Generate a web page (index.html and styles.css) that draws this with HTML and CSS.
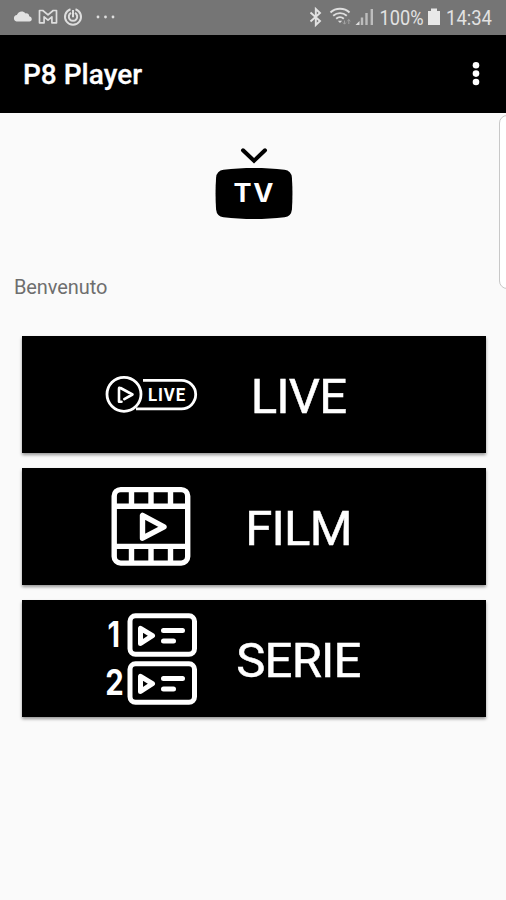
FILE: index.html
```html
<!DOCTYPE html>
<html lang="it">
<head>
  <meta charset="UTF-8" />
  <title>P8 Player</title>
  <meta name="viewport" content="width=device-width, initial-scale=1" />
  <link rel="stylesheet" href="styles.css">
</head>
<body>
  <div class="status-bar">
    <svg class="status-left" width="120" height="35" viewBox="0 0 120 35">
      <path d="M16.500 21.500a3.300 3.300 0 0 1 .4-6.500c1-3.500 5.800-5.200 8.600-1.600 2.500-.3 3.600 1.200 3.700 2.800 3.500.7 3.300 5.300.3 5.300z" fill="#e2e2e2" />
      <path d="M39.500 10.500h3.300l5.200 4.400 5.200-4.400h3.300v12.300h-4.600v-6l-3.900 3.300-3.900-3.300v6h-4.600z" fill="none" stroke="#dedede" stroke-width="1.700" stroke-linejoin="round" />
      <g fill="none" stroke="#dedede" stroke-width="2">
        <path d="M75.500 9.200A8 8 0 1 1 70.500 9.200" />
        <path d="M75 12.900a4.200 4.200 0 1 1-4 0M73 10v7.200" />
      </g>
      <g fill="#dedede">
        <circle cx="98" cy="17" r="1.400" />
        <circle cx="105.500" cy="17" r="1.400" />
        <circle cx="113" cy="17" r="1.400" />
      </g>
    </svg>
    <svg class="status-right" width="200" height="35" viewBox="300 0 200 35">
      <path d="M310.500 12.500l9.500 8.500-4.200 4v-16l4.200 4-9.500 8.500" fill="none" stroke="#e2e2e2" stroke-width="1.900" />
      <g fill="none" stroke="#dedede" stroke-width="1.900">
        <path d="M330.500 12.500c5-5 14-5 19 0" />
        <path d="M333.200 15.800c4-3.600 9.600-3.600 13.600 0" />
        <path d="M336.200 18.800c2.200-2 5.400-2 7.600 0" />
      </g>
      <path d="M337.800 20.700h4.400l-2.200 2.300z" fill="#dedede" />
      <path d="M344.500 20.500v3.500m-1.500-1.500l1.500 1.700 1.500-1.700M348.800 24v-4.500m-1.500 1.800l1.500-1.700 1.500 1.700" fill="none" stroke="#a2a2a2" />
      <path d="M355.500 25l4-4v4z" fill="#dedede" />
      <path d="M362 25v-7.500M366.500 25V13M371.800 25V9" stroke="#bdbdbd" stroke-width="2.400" />
      <text x="379.500" y="24.800" textLength="44" lengthAdjust="spacingAndGlyphs">100%</text>
      <path d="M428 11h3V8.500h6V11h3v14h-12z" fill="#e8e8e8" />
      <text x="446" y="24.800" textLength="46" lengthAdjust="spacingAndGlyphs">14:34</text>
    </svg>
  </div>

  <header class="app-bar">
    <h1>P8 Player</h1>
    <svg class="more" width="8" height="24" viewBox="0 0 8 24" fill="#fff">
      <circle cx="4" cy="3.200" r="3.300" />
      <circle cx="4" cy="11.600" r="3.300" />
      <circle cx="4" cy="20" r="3.300" />
    </svg>
  </header>

  <main class="content">
    <div class="edge-panel"></div>

    <svg class="logo" width="78" height="72" viewBox="0 0 78 72">
      <path d="M28 2.300l11 10.500L50 2.300" fill="none" stroke="#000" stroke-width="4" stroke-linecap="round" />
      <path d="M8.500 21.700C28 19.300 50 19.300 69.500 21.700Q76.300 22.700 76.900 29.500Q78 45.500 76.900 61.500Q76.300 68.300 69.500 69.300C50 71.700 28 71.700 8.500 69.300Q1.700 68.300 1.100 61.500Q0 45.500 1.100 29.500Q1.700 22.700 8.500 21.700z" />
      <text x="18.500" y="54" textLength="41.500" lengthAdjust="spacingAndGlyphs">TV</text>
    </svg>

    <p class="welcome">Benvenuto</p>

    <nav class="menu">
      <button type="button" class="menu-item">
        <svg width="92" height="92" viewBox="0 0 92 92" fill="none" stroke="#fff" stroke-width="2.800">
          <circle cx="18" cy="45.300" r="17" />
          <path d="M37 31.400H75.500a14.200 14.200 0 0 1 0 28.400H30" />
          <path d="M15.500 52.800H13V39.800q0-1.700 1.500-.8L26.500 45.500l-8.200 4.600" stroke-width="2.600" stroke-linejoin="round" stroke-linecap="round" />
          <text class="live-label" x="42" y="52.300" textLength="38" lengthAdjust="spacingAndGlyphs">LIVE</text>
        </svg>
        <span>LIVE</span>
      </button>

      <button type="button" class="menu-item">
        <svg width="92" height="92" viewBox="0 0 92 92" fill="none" stroke="#fff" stroke-width="5.400">
          <rect x="8.200" y="8.600" width="73.500" height="73.500" rx="6.500" />
          <path d="M8 25.200h74M8 65.400h74" />
          <path d="M25.500 8v17M45 8v17M64.500 8v17M25.500 65v17M45 65v17M64.500 65v17" />
          <path d="M36.500 34.400v22.800l21.500-11.400z" stroke-linejoin="round" />
        </svg>
        <span>FILM</span>
      </button>

      <button type="button" class="menu-item">
        <svg width="92" height="92" viewBox="0 0 92 92" fill="none" stroke="#fff" stroke-width="5">
          <rect x="24" y="2.800" width="64.500" height="38.500" rx="5.500" />
          <rect x="24" y="50.800" width="64.500" height="38.500" rx="5.500" />
          <path d="M34.500 15.300v15.200L46.500 22.700zM34.500 63.300v15.200L46.500 70.700z" stroke-width="5" stroke-linejoin="round" />
          <path d="M57.500 17.500h19M57.500 28h10M57.500 65.500h19M57.500 76h10" stroke-linecap="round" />
          <text class="series-number" x="1.500" y="34" textLength="12.500" lengthAdjust="spacingAndGlyphs">1</text>
          <text class="series-number" x="-.8" y="82" textLength="18.500" lengthAdjust="spacingAndGlyphs">2</text>
        </svg>
        <span>SERIE</span>
      </button>
    </nav>
  </main>
</body>
</html>
```
FILE: styles.css
```css
* {
  box-sizing: border-box;
}

body {
  margin: 0;
  height: 100vh;
  display: flex;
  flex-direction: column;
  overflow: hidden;
  background: #fafafa;
  font-family: Roboto, sans-serif;
}

svg {
  overflow: visible;
}

.status-bar {
  display: flex;
  justify-content: space-between;
  height: 35px;
  padding-right: 6px;
  background: #757575;
}

.status-bar text {
  fill: #e2e2e2;
  font-size: 20.5px;
}

.app-bar {
  display: flex;
  align-items: center;
  justify-content: space-between;
  height: 78px;
  padding: 0 26px 0 23px;
  background: #000;
}

h1 {
  margin: 0;
  color: #fff;
  font-size: 28px;
  font-weight: 500;
  -webkit-text-stroke: 0.3px #fff;
}

.content {
  position: relative;
  flex: 1;
  display: flex;
  flex-direction: column;
  padding: 35px 20px 0 22px;
}

/* handle of the side panel, sits over the page */
.edge-panel {
  position: absolute;
  top: 2px;
  right: -12px;
  width: 19px;
  height: 174px;
  border: 1px solid #c8c8c8;
  border-radius: 8px;
  background: #fff;
}

.logo {
  align-self: center;
}

.logo text {
  fill: #fff;
  font-family: Inter, sans-serif;
  font-size: 25px;
  font-weight: 700;
  letter-spacing: 1.5px;
}

.welcome {
  margin: 55px 0 0 -8px;
  color: #6e6e6e;
  font-size: 20px;
  line-height: 24px;
  letter-spacing: -0.1px;
}

.menu {
  display: flex;
  flex-direction: column;
  gap: 15px;
  margin-top: 37px;
}

.menu-item {
  display: grid;
  grid-template-columns: 92px 201px;
  align-items: center;
  height: 117px;
  padding: 0 0 0 84px;
  border: none;
  background: #000;
  box-shadow: 0 2px 3px rgba(0, 0, 0, 0.4);
  color: #fff;
  font-family: inherit;
  font-size: 49px;
  letter-spacing: -0.8px;
  text-align: center;
  -webkit-text-stroke: 0.5px #fff;
}

.menu-item span {
  padding-top: 3px;
}

.menu-item text {
  fill: #fff;
  stroke: none;
  -webkit-text-stroke: 0;
}

.menu-item .live-label {
  font-family: Roboto, sans-serif;
  font-size: 19px;
  font-weight: 700;
  letter-spacing: 1px;
}

.menu-item .series-number {
  font-family: Inter, sans-serif;
  font-size: 35px;
  font-weight: 700;
  letter-spacing: 0;
}
```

━━━━━━

Aim => Which lines of the data include "page"? Copy each of them.

Response =>
Generate a web page (index.html and styles.css) that draws this with HTML and CSS.
/* handle of the side panel, sits over the page */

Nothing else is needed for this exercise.